▼

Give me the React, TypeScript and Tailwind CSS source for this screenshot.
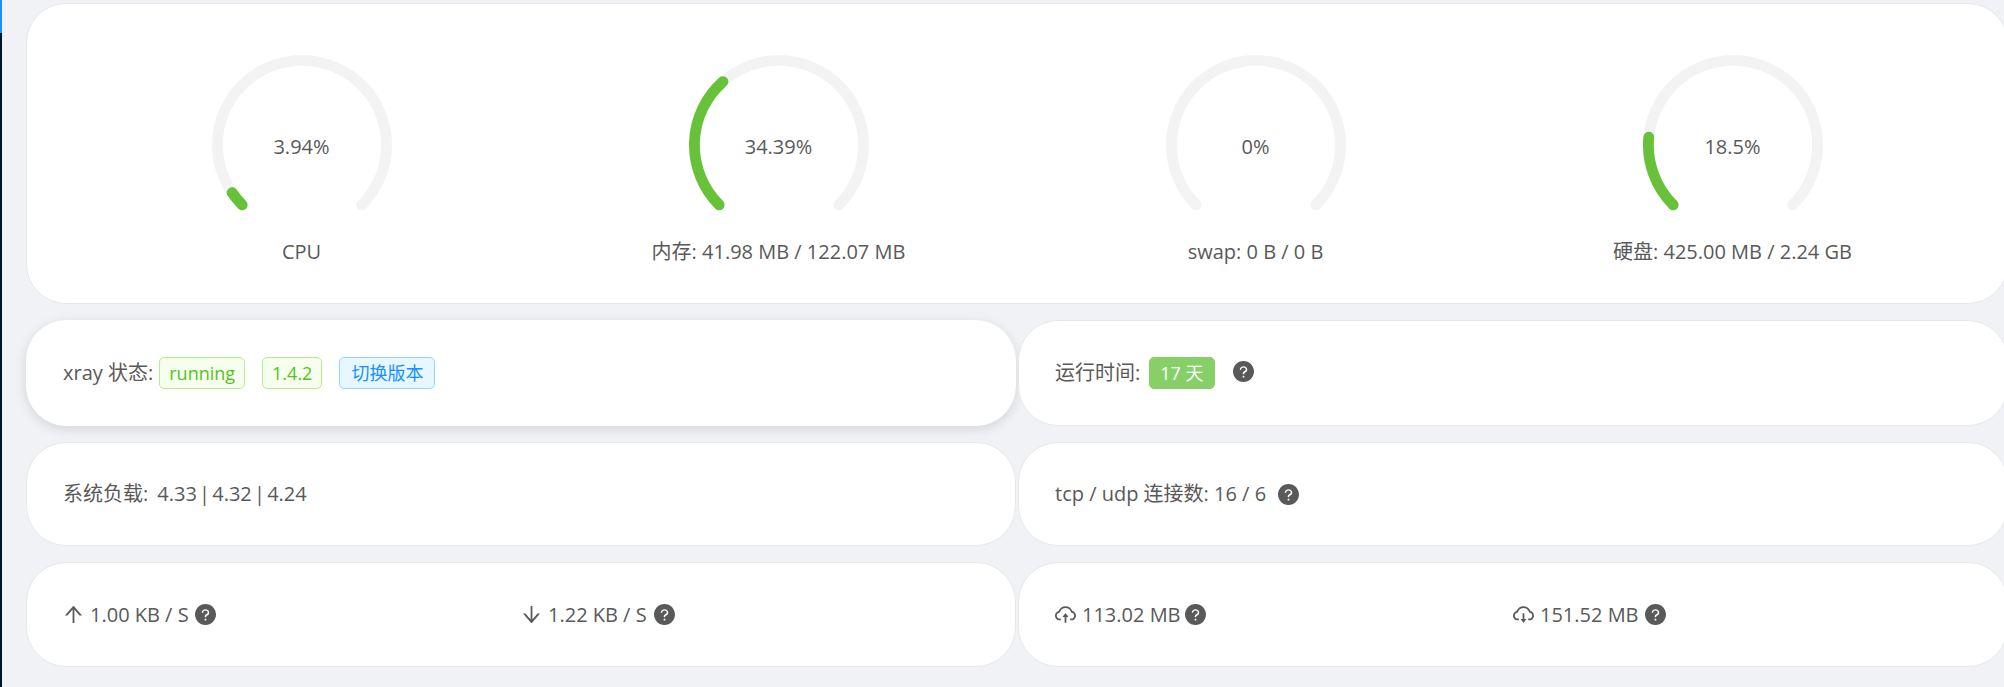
const cloud =
  'M811.4 366.7C765.6 245.9 648.9 160 512.2 160S258.8 245.8 213 366.6C127.3 389.1 64 467.2 64 560c0 110.5 89.5 200 199.9 200H304c4.4 0 8-3.6 8-8v-60c0-4.4-3.6-8-8-8h-40.1c-33.7 0-65.4-13.4-89-37.7-23.5-24.2-36-56.8-34.9-90.6.9-26.4 9.9-51.2 26.2-72.1 16.7-21.3 40.1-36.8 66.1-43.7l37.9-9.9 13.9-36.6c8.6-22.8 20.6-44.1 35.7-63.4a245.6 245.6 0 0 1 52.4-49.9c41.1-28.9 89.5-44.2 140-44.2s98.9 15.3 140 44.2c19.9 14 37.5 30.8 52.4 49.9 15.1 19.3 27.1 40.7 35.7 63.4l13.8 36.5 37.8 10C846.1 454.5 884 503.8 884 560c0 33.1-12.9 64.3-36.3 87.7a123.07 123.07 0 0 1-87.6 36.3H720c-4.4 0-8 3.6-8 8v60c0 4.4 3.6 8 8 8h40.1C870.5 760 960 670.5 960 560c0-92.7-63.1-170.7-148.6-193.3z';

const icons: Record<string, string[]> = {
  up: ['M868 545.5L536.1 163a31.96 31.96 0 0 0-48.3 0L156 545.5a7.97 7.97 0 0 0 6 13.2h81c4.6 0 9-2 12.1-5.5L474 300.9V864c0 4.4 3.6 8 8 8h60c4.4 0 8-3.6 8-8V300.9l218.9 252.3c3 3.5 7.4 5.5 12.1 5.5h81c6.8 0 10.5-8 6-13.2z'],
  down: ['M862 465.3h-81c-4.6 0-9 2-12.1 5.5L550 723.1V160c0-4.4-3.6-8-8-8h-60c-4.4 0-8 3.6-8 8v563.1L255.1 470.8c-3-3.5-7.4-5.5-12.1-5.5h-81c-6.8 0-10.5 8.1-6 13.2L487.9 861a31.96 31.96 0 0 0 48.3 0L868 478.5c4.5-5.2.8-13.2-6-13.2z'],
  cloudUp: ['M518.3 459a8 8 0 0 0-12.6 0l-112 141.7a7.98 7.98 0 0 0 6.3 12.9h73.9V856c0 4.4 3.6 8 8 8h60c4.4 0 8-3.6 8-8V613.7H624c6.7 0 10.4-7.7 6.3-12.9L518.3 459z', cloud],
  cloudDown: ['M624 706.3h-74.1V464c0-4.4-3.6-8-8-8h-60c-4.4 0-8 3.6-8 8v242.3H400c-6.7 0-10.4 7.7-6.3 12.9l112 141.7a8 8 0 0 0 12.6 0l112-141.7c4.1-5.2.4-12.9-6.3-12.9z', cloud],
  help: ['M512 64C264.6 64 64 264.6 64 512s200.6 448 448 448 448-200.6 448-448S759.4 64 512 64zm0 708c-22.1 0-40-17.9-40-40s17.9-40 40-40 40 17.9 40 40-17.9 40-40 40zm62.9-219.5a48.3 48.3 0 0 0-30.9 44.8V620c0 4.4-3.6 8-8 8h-48c-4.4 0-8-3.6-8-8v-21.5c0-23.1 6.7-45.9 19.9-64.9 12.9-18.6 30.9-32.8 52.1-40.9 34-13.1 56-41.6 56-72.7 0-44.1-43.1-80-96-80s-96 35.9-96 80v7.6c0 4.4-3.6 8-8 8h-48c-4.4 0-8-3.6-8-8V432c0-39.3 17.2-76 48.4-103.3C430.4 302.4 470 288 512 288s81.6 14.5 111.6 40.7C654.8 356 672 392.7 672 432c0 57.8-38.1 109.8-97.1 132.5z'],
};

function Icon({ name, className }: { name: string; className: string }) {
  return (
    <svg viewBox="64 64 896 896" fill="currentColor" className={className}>
      {icons[name].map((d, i) => (
        <path key={i} d={d} />
      ))}
    </svg>
  );
}

function Help({ className = 'ml-[7px]' }: { className?: string }) {
  return <Icon name="help" className={`w-[21px] h-[21px] shrink-0 ${className}`} />;
}

// angle is measured clockwise from straight down
function point(angle: number) {
  const a = (angle * Math.PI) / 180;
  return `${(90 - 84.6 * Math.sin(a)).toFixed(2)} ${(90 + 84.6 * Math.cos(a)).toFixed(2)}`;
}

function arc(from: number, to: number) {
  return `M ${point(from)} A 84.6 84.6 0 ${to - from > 180 ? 1 : 0} 1 ${point(to)}`;
}

function Gauge({ percent, label }: { percent: number; label: string }) {
  return (
    <div className="flex flex-col items-center">
      <div className="relative w-[180px] h-[180px]">
        <svg viewBox="0 0 180 180" fill="none" strokeWidth="10.8" strokeLinecap="round" className="w-full h-full">
          <path d={arc(45, 315)} stroke="#f3f3f3" />
          {percent > 0 && <path d={arc(45, 45 + (percent * 272) / 100)} stroke="#67c23a" />}
        </svg>
        <div className="absolute inset-0 flex items-center justify-center pt-[4px]">{percent}%</div>
      </div>
      <div className="mt-[1px] leading-[32px]">{label}</div>
    </div>
  );
}

function Card({ className, children }: { className: string; children: React.ReactNode }) {
  return (
    <div className={`flex items-center px-[36px] bg-white rounded-[40px] border border-[#e8e8e8] ${className}`}>
      {children}
    </div>
  );
}

function Tag({ className, children }: { className: string; children: React.ReactNode }) {
  return (
    <span className={`inline-flex items-center h-[32px] rounded-[5px] border text-[18px] ${className}`}>{children}</span>
  );
}

function Half({ icon, text, helpClass }: { icon: string; text: string; helpClass?: string }) {
  return (
    <div className="flex flex-1 items-center">
      <Icon name={icon} className="w-[21px] h-[21px] shrink-0" />
      <span className="ml-[6px]">{text}</span>
      <Help className={helpClass} />
    </div>
  );
}

export default function App() {
  return (
    <div className="flex h-screen overflow-hidden bg-[#f0f2f5] text-[#595959] text-[20px] font-['Open_Sans','Noto_Sans_CJK_SC',sans-serif]">
      <aside className="w-[2px] shrink-0 bg-[#001529]">
        <div className="h-[33px] bg-[#1890ff]" />
      </aside>
      <main className="w-[1982px] shrink-0 ml-[24px] pt-[3px] flex flex-col">
        <div className="h-[301px] bg-white rounded-[40px] border border-[#e8e8e8] px-[36px] pt-[51px] grid grid-cols-4">
          <Gauge percent={3.94} label="CPU" />
          <Gauge percent={34.39} label="内存: 41.98 MB / 122.07 MB" />
          <Gauge percent={0} label="swap: 0 B / 0 B" />
          <Gauge percent={18.5} label="硬盘: 425.00 MB / 2.24 GB" />
        </div>

        <div className="grid grid-cols-2 gap-x-[2px] gap-y-[16px] mt-[16px]">
          <Card className="h-[106px] border-white shadow-[0_3px_12px_rgba(0,0,0,0.12)]">
            <span className="mr-[6px]">xray 状态:</span>
            <Tag className="px-[9px] bg-[#f6ffed] border-[#b7eb8f] text-[#52c41a]">running</Tag>
            <Tag className="ml-[17px] px-[9px] bg-[#f6ffed] border-[#b7eb8f] text-[#52c41a]">1.4.2</Tag>
            <Tag className="ml-[17px] px-[11px] bg-[#e6f7ff] border-[#91d5ff] text-[#1890ff]">切换版本</Tag>
          </Card>
          <Card className="h-[106px]">
            <span className="mr-[9px]">运行时间:</span>
            <Tag className="px-[10px] bg-[#87d068] border-[#87d068] text-white">17 天</Tag>
            <Help className="ml-[18px] -mt-[3px]" />
          </Card>

          <Card className="h-[104px]">
            系统负载:<span className="ml-[9px] [word-spacing:-3px]">4.33 | 4.32 | 4.24</span>
          </Card>
          <Card className="h-[104px]">
            <span>tcp / udp 连接数: 16 / 6</span>
            <Help className="ml-[12px]" />
          </Card>

          <Card className="h-[105px]">
            <Half icon="up" text="1.00 KB / S" helpClass="ml-[6px]" />
            <Half icon="down" text="1.22 KB / S" helpClass="ml-[7px]" />
          </Card>
          <Card className="h-[105px]">
            <Half icon="cloudUp" text="113.02 MB" helpClass="ml-[4px]" />
            <Half icon="cloudDown" text="151.52 MB" helpClass="ml-[6px]" />
          </Card>
        </div>
      </main>
    </div>
  );
}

▲

REQUIRED WORK: From the data above, copy out every line with the string "React" in it.

TASK RESPONSE:
Give me the React, TypeScript and Tailwind CSS source for this screenshot.
function Card({ className, children }: { className: string; children: React.ReactNode }) {
function Tag({ className, children }: { className: string; children: React.ReactNode }) {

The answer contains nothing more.